By | Wednesday, July 06, 2011 2 comments
  • This has been around for a few weeks but, in case you haven't read it yet, Gary Groth has a rather scathing piece on Jim Shooter's attempts at re-writing comics history. More specifically, his place in it. It's a bit long, but worth the read. It was the Kirby art fight of the mid-1980s that really got me interested in the creators originally, so I remember much of what was talked about at the time and my recollections definitely line up with Groth's. Despite his sometimes off-putting tone, his version is decidedly more accurate than Shooter's. I might add, though, that his final question, "Has anyone falsified a moment in comics history more persistently than Jim Shooter?" might be answered with "Stan Lee" and/or "Bob Kane."
  • This was actually posted before the Independence Day holiday, but Danny uploaded the most unusual image with a patriotic theme that I've ever seen in a Marvel comic.
  • If you've read this blog for any length of time, you'll know I've got an interest in comic fandom, so I have to point out this Call For Papers (CFP) for a special issue of Transformative Works and Cultures that will focus on "Appropriating, Interpreting, and Transforming Comic Books." The deadline for submission is April 1, 2012. I'm already noodling what I might want to write up to send them.
Newer Post Older Post Home


Matt K said...

I'm certainly never going to wade into this particular who-said-what-when, to any depth, but your assessment carries a lot of weight with me.

Which is rather the opposite of Mr. Groth. As a relatively unbiased, relative outsider to the argument, in comparing his presentation with Jim Shooter's I know which seems more persuasive to me, and it wasn't Groth's. I know just enough to have a vague impression that "that's just his way," but for what my opinion is worth I don't think coming across like your main goal is to be as personally rude and nasty about someone else as possible is a very good way. (Assuming that one is actually interested in writing persuasively rather than just venting with flourish; I know that I do the latter sometimes but I'm aware that I'm doing it.)

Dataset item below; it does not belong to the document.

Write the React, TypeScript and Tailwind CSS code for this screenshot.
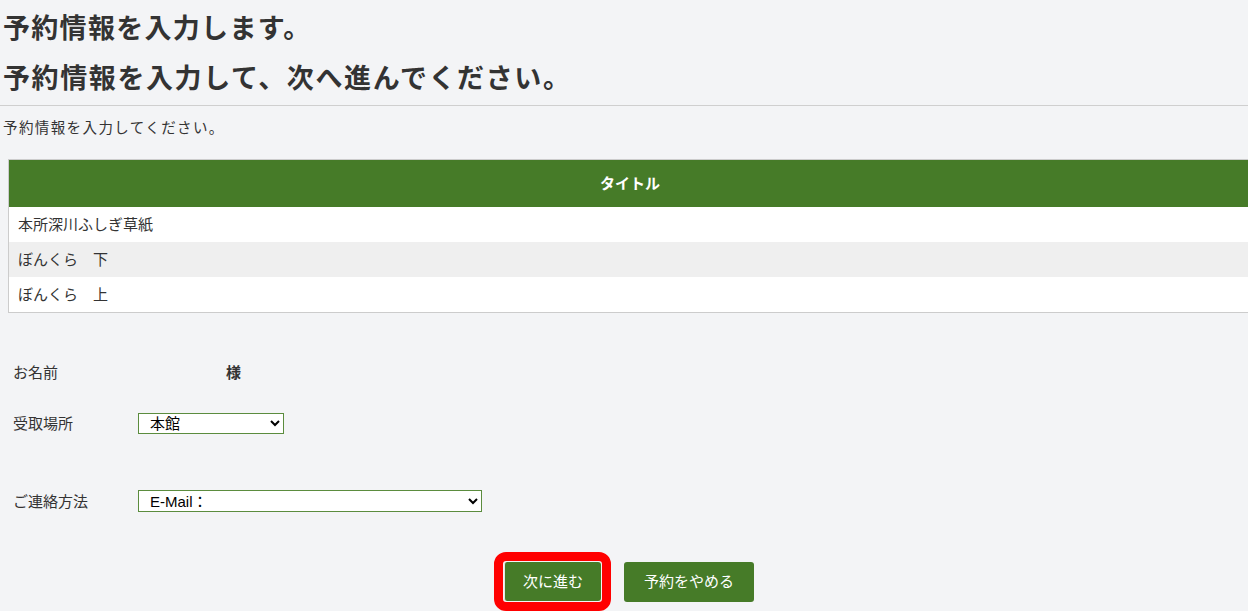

Yeah, Groth can be really hard to read through, even if you know going in that he's going to be... I guess "coarse" might be the polite term. K suspect that a lot of his arguments are lost on comicdom precisely because of his approach. Which, in this case at least, is unfortunate because he's trying to counter false claims. I can't vouch for each and every item Groth scrutinized (I wasn't at the conventions he talks about, for example) but his version is more accurate than Shooter's. But because of Groth's reputation and general demeanor in these sorts of diatribes, Shooter's version will likely prevail for a while longer.

Which is pretty much the same way Bill Finger's name got buried for so long and to this day doesn't carry nearly the clout it should.